For Robert Flood, 2001 art graduate, the lessons from Frésquez’s tutelage continue to help frame his work, now as exhibition designer at the High Desert Museum in Bend, Oregon. He contributed work to “Extra Credit,” an invitational exhibition of work by more than 40 of Frésquez’s former students running in parallel to the main gallery.
“He was a really great instructor, very positive and uplifting,” said Flood. “He pushed me to think about the stories that each piece told. That’s really stuck with me over the years.”
And though that sentiment is repeated in – and amplified tenfold by – the thousands of personal narratives he’s enabled over the years, it’s Frésquez who continues to draw inspiration from that magic found in the everyday.
“The students are the ones who teach me so much,” he said. “They give me ways to solve problems; each class, I gain something from.
“I’m really a product of them.”
We – the campus, city and well beyond – are undeniably the beneficiaries of this. But when asked if there’s a favored piece that stands out among those on display at the CVA, Frésquez shook his head.
That’s because his sights are set clearly down the road to tomorrow – and the work that starts today.

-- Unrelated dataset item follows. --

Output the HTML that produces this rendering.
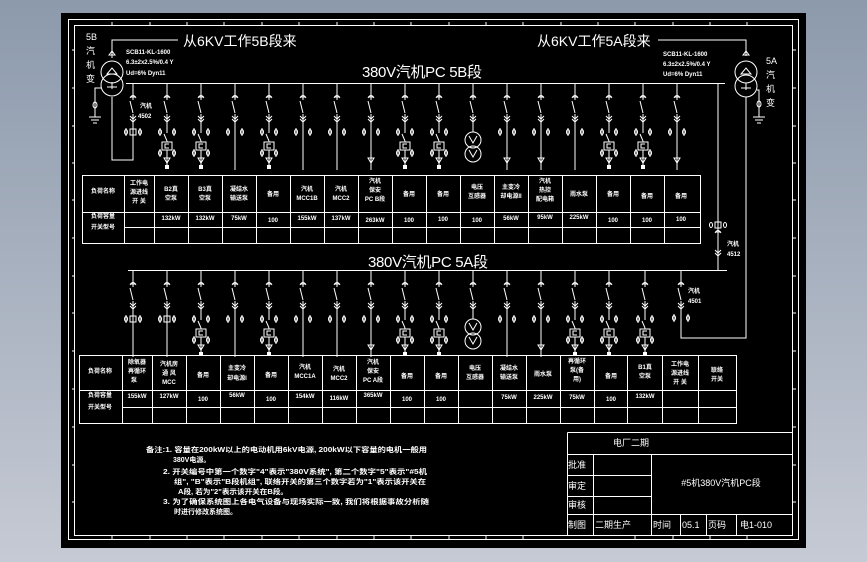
<!DOCTYPE html>
<html><head><meta charset="utf-8"><style>
html,body{margin:0;padding:0;}
body{width:867px;height:562px;overflow:hidden;background:linear-gradient(180deg,#8c9aac 0%,#a9b2c0 50%,#c6cad4 100%);}
svg{position:absolute;left:0;top:0;}
text{fill:#fff;font-family:"Liberation Sans","Noto Sans CJK SC",sans-serif;}
.t{font-size:6px;font-weight:bold;}
</style></head><body>
<svg width="867" height="562" viewBox="0 0 867 562">
<defs>
<g id="head" stroke="#fff" stroke-width="1" fill="none">
<path d="M0,0 V13 M-3,15 Q0,10 3,15 M-3,14 H3 M0,13 V17 M-3,18 L0,30 M0,31 V33 M-3,33 L0,36 L3,33 M-3,36 L0,39 L3,36 M0,33 V40"/>
</g>
<g id="ct" stroke="#fff" stroke-width="1" fill="none"><ellipse cx="-7" cy="0" rx="1.5" ry="2.5"/><path d="M-7,-4 V4"/><ellipse cx="7" cy="0" rx="1.5" ry="2.5"/><path d="M7,-4 V4"/></g>
<g id="plain"><use href="#head"/><use href="#ct" y="49"/><path d="M0,40 V87" stroke="#fff"/></g>
<g id="plaint"><use href="#head"/><use href="#ct" y="49"/><path d="M0,40 V87 M-3,75 H3 L0,80 Z" stroke="#fff" fill="none"/></g>
<g id="box"><use href="#head"/><use href="#ct" y="49"/><use href="#ct" y="70"/>
<path d="M0,40 V50 M-3,51 L0,58 M0,58 V59 M0,67 V82 M-3,75 H3 L0,80 Z" stroke="#fff" fill="none"/>
<rect x="-5" y="59" width="10" height="8" stroke="#fff" fill="none"/><path d="M2,61 H-2 V65 H2" stroke="#fff" fill="none"/>
<rect x="-2" y="82" width="4" height="4" fill="#fff"/></g>
<g id="pt"><use href="#head"/><path d="M0,40 V49" stroke="#fff"/>
<circle cx="0" cy="57" r="8" stroke="#fff" fill="none"/><circle cx="0" cy="71" r="8" stroke="#fff" fill="none"/>
<path d="M-4,53 L0,60 L4,53 M-4,67 L0,74 L4,67" stroke="#fff" fill="none"/></g>
<g id="ct3" stroke="#fff" fill="none"><use href="#head"/><use href="#ct" y="49"/><rect x="-3" y="46" width="6" height="6"/><path d="M0,40 V87"/></g>
</defs>
<rect x="61" y="13" width="745" height="535" fill="#000"/>
<g stroke="#fff" fill="none" stroke-width="1">
<rect x="68.5" y="19.5" width="730" height="520"/>
<rect x="74.5" y="25.5" width="718" height="510"/>
<path d="M72,50 h3 M72,88 h3 M72,126 h3 M72,163 h3 M72,200 h3 M72,238 h3 M72,276 h3 M72,313 h3 M72,351 h3 M72,389 h3 M72,427 h3 M72,465 h3 M72,502 h3 M796,50 h-3 M796,88 h-3 M796,126 h-3 M796,163 h-3 M796,200 h-3 M796,238 h-3 M796,276 h-3 M796,313 h-3 M796,351 h-3 M796,389 h-3 M796,427 h-3 M796,465 h-3 M796,502 h-3 M112,22 v3 M150,22 v3 M187,22 v3 M224,22 v3 M262,22 v3 M299,22 v3 M337,22 v3 M374,22 v3 M411,22 v3 M449,22 v3 M486,22 v3 M523,22 v3 M561,22 v3 M598,22 v3 M635,22 v3 M673,22 v3 M710,22 v3 M747,22 v3 M112,536 v3 M150,536 v3 M187,536 v3 M224,536 v3 M262,536 v3 M299,536 v3 M337,536 v3 M374,536 v3 M411,536 v3 M449,536 v3 M486,536 v3 M523,536 v3 M635,536 v3 M673,536 v3 M710,536 v3 M747,536 v3"/>
<path d="M112,58 V40 H178 M152,40 h8"/>
<path d="M109,55 l3,-4 l3,4 z"/>
<circle cx="112" cy="72" r="11"/><circle cx="112" cy="85" r="11"/>
<path d="M107,74 l5,-6 l5,6 z M107,87 h10 M112,82 v7"/>
<path d="M101,88 H95 V117 M89,117 h12 M91,120 h8 M93,123 h4"/>
<ellipse cx="95" cy="105" rx="2" ry="3"/>
<path d="M112,97 V160 H133 V140"/>
<path d="M126,83.5 H725"/>
<path d="M658,40 H746 V56 M680,40 h8"/>
<path d="M743,55 l3,-4 l3,4 z"/>
<circle cx="746" cy="72" r="11"/><circle cx="746" cy="86" r="11"/>
<path d="M741,74 l5,-6 l5,6 z M741,88 h10 M746,83 v7"/>
<path d="M757,90 H759 V117 M753,117 h12 M755,120 h8 M757,123 h4"/>
<ellipse cx="759" cy="104" rx="2" ry="3"/>
<path d="M746,97 V338 H681 V310"/>
<path d="M718,83 V270"/>
<path d="M128,270.5 H727"/>
<path d="M715,233 Q718,228 721,233 M715,232 h6 M715,250 L718,253 L721,250 M715,253 L718,256 L721,253"/>
<ellipse cx="711" cy="225" rx="1.5" ry="2.5"/><ellipse cx="725" cy="225" rx="1.5" ry="2.5"/><rect x="715" y="222" width="6" height="6"/>
</g>
<g>
<use href="#head" x="133" y="83"/><use href="#ct" x="133" y="132"/><rect x="130" y="129" width="6" height="6" stroke="#fff" fill="none"/><path d="M133,123 V140" stroke="#fff"/>
<use href="#box" x="167" y="83"/><use href="#box" x="201" y="83"/><use href="#plain" x="235" y="83"/>
<use href="#box" x="269" y="83"/><use href="#plain" x="303" y="83"/><use href="#plain" x="337" y="83"/>
<use href="#plaint" x="371" y="83"/><use href="#box" x="405" y="83"/><use href="#box" x="439" y="83"/>
<use href="#pt" x="473" y="83"/><use href="#plaint" x="507" y="83"/><use href="#plaint" x="541" y="83"/>
<use href="#plain" x="575" y="83"/><use href="#box" x="609" y="83"/><use href="#box" x="643" y="83"/><use href="#plaint" x="677" y="83"/>
</g>
<g>
<use href="#ct3" x="133" y="270"/><use href="#ct3" x="167" y="270"/><use href="#box" x="201" y="270"/>
<use href="#plain" x="235" y="270"/><use href="#box" x="269" y="270"/><use href="#plain" x="303" y="270"/>
<use href="#plain" x="337" y="270"/><use href="#plaint" x="371" y="270"/><use href="#box" x="405" y="270"/>
<use href="#box" x="439" y="270"/><use href="#pt" x="473" y="270"/><use href="#plain" x="507" y="270"/>
<use href="#plaint" x="541" y="270"/><use href="#box" x="575" y="270"/><use href="#box" x="609" y="270"/>
<use href="#box" x="645" y="270"/>
<use href="#head" x="681" y="270"/><use href="#ct" x="681" y="318"/><path d="M681,310 V338" stroke="#fff"/>
</g>
<text x="86" y="40" font-size="9">5B</text>
<text x="86" y="54" font-size="9">汽</text><text x="86" y="68" font-size="9">机</text><text x="86" y="82" font-size="9">变</text>
<text x="766" y="64" font-size="9">5A</text>
<text x="766" y="78" font-size="9">汽</text><text x="766" y="92" font-size="9">机</text><text x="766" y="106" font-size="9">变</text>
<text x="183" y="46" font-size="14">从6KV工作5B段来</text>
<text x="537" y="46" font-size="14">从6KV工作5A段来</text>
<text x="126" y="54" class="t">SCB11-KL-1600</text>
<text x="126" y="64" class="t">6.3±2x2.5%/0.4 Y</text>
<text x="126" y="75" class="t">Ud=6% Dyn11</text>
<text x="663" y="56" class="t">SCB11-KL-1600</text>
<text x="663" y="66" class="t">6.3±2x2.5%/0.4 Y</text>
<text x="663" y="76" class="t">Ud=6% Dyn11</text>
<text x="362" y="77" font-size="15" textLength="120">380V汽机PC 5B段</text>
<text x="368" y="267" font-size="15" textLength="120">380V汽机PC 5A段</text>
<text x="140" y="108" class="t">汽机</text><text x="138" y="118" class="t">4502</text>
<text x="727" y="246" class="t">汽机</text><text x="727" y="256" class="t">4512</text>
<text x="688" y="293" class="t">汽机</text><text x="688" y="303" class="t">4501</text>
<g stroke="#fff" fill="none">
<path d="M82.5,175.5 H700.5 V243.5 H82.5 Z M82,212.5 H700 M124,227.5 H700"/>
<path d="M124.5,175 V243 M154.5,175 V243 M188.5,175 V243 M222.5,175 V243 M256.5,175 V243 M290.5,175 V243 M324.5,175 V243 M358.5,175 V243 M392.5,175 V243 M426.5,175 V243 M460.5,175 V243 M494.5,175 V243 M528.5,175 V243 M562.5,175 V243 M596.5,175 V243 M630.5,175 V243 M664.5,175 V243"/>
</g>
<g class="t" text-anchor="middle">
<text x="103" y="193">负荷名称</text>
<text x="139" y="185">工作电</text><text x="139" y="194">源进线</text><text x="139" y="203">开 关</text>
<text x="171" y="191">B2真</text><text x="171" y="200">空泵</text>
<text x="205" y="191">B3真</text><text x="205" y="200">空泵</text>
<text x="239" y="191">凝结水</text><text x="239" y="200">输送泵</text>
<text x="273" y="196">备用</text>
<text x="307" y="191">汽机</text><text x="307" y="200">MCC1B</text>
<text x="341" y="191">汽机</text><text x="341" y="200">MCC2</text>
<text x="375" y="183">汽机</text><text x="375" y="192">保安</text><text x="375" y="201">PC B段</text>
<text x="409" y="196">备用</text><text x="443" y="196">备用</text>
<text x="477" y="189">电压</text><text x="477" y="198">互感器</text>
<text x="511" y="189">主变冷</text><text x="511" y="198">却电源II</text>
<text x="545" y="183">汽机</text><text x="545" y="192">热控</text><text x="545" y="201">配电箱</text>
<text x="579" y="196">雨水泵</text>
<text x="613" y="196">备用</text><text x="647" y="198">备用</text><text x="681" y="198">备用</text>
<text x="103" y="218">负荷容量</text><text x="103" y="229">开关型号</text>
<text x="171" y="220">132kW</text><text x="205" y="220">132kW</text><text x="239" y="220">75kW</text><text x="273" y="222">100</text>
<text x="307" y="220">155kW</text><text x="341" y="220">137kW</text><text x="375" y="222">263kW</text>
<text x="409" y="222">100</text><text x="443" y="221">100</text><text x="477" y="222">100</text><text x="511" y="220">56kW</text>
<text x="545" y="219">95kW</text><text x="579" y="219">225kW</text><text x="613" y="222">100</text><text x="647" y="222">100</text><text x="681" y="221">100</text>
</g>
<g stroke="#fff" fill="none">
<path d="M79.5,355.5 H736.5 V423.5 H79.5 Z M79,390.5 H736 M122,407.5 H736"/>
<path d="M122.5,355 V423 M152.5,355 V423 M186.5,355 V423 M220.5,355 V423 M254.5,355 V423 M288.5,355 V423 M322.5,355 V423 M356.5,355 V423 M390.5,355 V423 M424.5,355 V423 M458.5,355 V423 M492.5,355 V423 M526.5,355 V423 M560.5,355 V423 M594.5,355 V423 M627.5,355 V423 M662.5,355 V423 M698.5,355 V423"/>
</g>
<g class="t" text-anchor="middle">
<text x="100" y="373">负荷名称</text>
<text x="137" y="364">除氧器</text><text x="137" y="373">再循环</text><text x="134" y="382">泵</text>
<text x="169" y="366">汽机房</text><text x="169" y="375">通 风</text><text x="169" y="384">MCC</text>
<text x="203" y="377">备用</text>
<text x="237" y="370">主变冷</text><text x="237" y="380">却电源I</text>
<text x="271" y="377">备用</text>
<text x="305" y="369">汽机</text><text x="305" y="378">MCC1A</text>
<text x="339" y="371">汽机</text><text x="339" y="380">MCC2</text>
<text x="373" y="364">汽机</text><text x="373" y="373">保安</text><text x="373" y="382">PC A段</text>
<text x="407" y="378">备用</text><text x="441" y="378">备用</text>
<text x="475" y="370">电压</text><text x="475" y="379">互感器</text>
<text x="509" y="370">凝结水</text><text x="509" y="379">输送泵</text>
<text x="543" y="376">雨水泵</text>
<text x="577" y="363">再循环</text><text x="577" y="372">泵(备</text><text x="577" y="381">用)</text>
<text x="611" y="378">备用</text>
<text x="645" y="369">B1真</text><text x="645" y="378">空泵</text>
<text x="680" y="366">工作电</text><text x="680" y="375">源进线</text><text x="680" y="384">开 关</text>
<text x="717" y="372">联络</text><text x="717" y="381">开关</text>
<text x="100" y="397">负荷容量</text><text x="100" y="409">开关型号</text>
<text x="137" y="398">155kW</text><text x="169" y="398">127kW</text><text x="203" y="401">100</text><text x="237" y="397">56kW</text>
<text x="271" y="401">100</text><text x="305" y="398">154kW</text><text x="339" y="400">116kW</text><text x="373" y="397">365kW</text>
<text x="407" y="401">100</text><text x="441" y="401">100</text><text x="509" y="399">75kW</text><text x="543" y="399">225kW</text>
<text x="577" y="399">75kW</text><text x="611" y="401">100</text><text x="645" y="398">132kW</text>
</g>
<g font-size="7" font-weight="bold">
<text x="146" y="452" textLength="281" lengthAdjust="spacingAndGlyphs">备注:1. 容量在200kW以上的电动机用6kV电源, 200kW以下容量的电机一般用</text>
<text x="173" y="462">380V电源。</text>
<text x="163" y="474" textLength="264" lengthAdjust="spacingAndGlyphs">2. 开关编号中第一个数字"4"表示"380V系统", 第二个数字"5"表示"#5机</text>
<text x="174" y="484" textLength="252" lengthAdjust="spacingAndGlyphs">组", "B"表示"B段机组", 联络开关的第三个数字若为"1"表示该开关在</text>
<text x="178" y="494" textLength="110" lengthAdjust="spacingAndGlyphs">A段, 若为"2"表示该开关在B段。</text>
<text x="163" y="504" textLength="266" lengthAdjust="spacingAndGlyphs">3. 为了确保系统图上各电气设备与现场实际一致, 我们将根据事故分析随</text>
<text x="174" y="514">时进行修改系统图。</text>
</g>
<g stroke="#fff" fill="none">
<path d="M567.5,432.5 H792 M567.5,432.5 V535 M567,454.5 H792 M567,475.5 H651 M567,496.5 H651 M567,514.5 H792 M593.5,454 V535 M651.5,454 V535 M680.5,514 V535 M706.5,514 V535 M736.5,514 V535"/>
</g>
<text x="631" y="446" font-size="9" text-anchor="middle">电厂二期</text>
<text x="568" y="468" font-size="9">批准</text>
<text x="568" y="489" font-size="9">审定</text>
<text x="568" y="508" font-size="9">审核</text>
<text x="568" y="528" font-size="9">制图</text>
<text x="595" y="528" font-size="9">二期生产</text>
<text x="653" y="528" font-size="9">时间</text>
<text x="682" y="528" font-size="9">05.1</text>
<text x="708" y="528" font-size="9">页码</text>
<text x="740" y="528" font-size="9">电1-010</text>
<text x="721" y="486" font-size="9" text-anchor="middle">#5机380V汽机PC段</text>
</svg>
</body></html>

“It’s all about the process of making something; about documenting a moment in history,” said Frésquez. “I have to keep painting, whether that’s with tar, lipstick, shoe polish or anything else.
“I don’t have a favorite because there’s still so much more to come.”
“Sangre Colorado: Carlos Frésquez Mid-Career Survey” runs through March 24. CVA will host an artist’s talk on March 7 at 5:30 p.m. and closing reception with poetry reading and ceremonial repainting on March 24 from 4-6 p.m.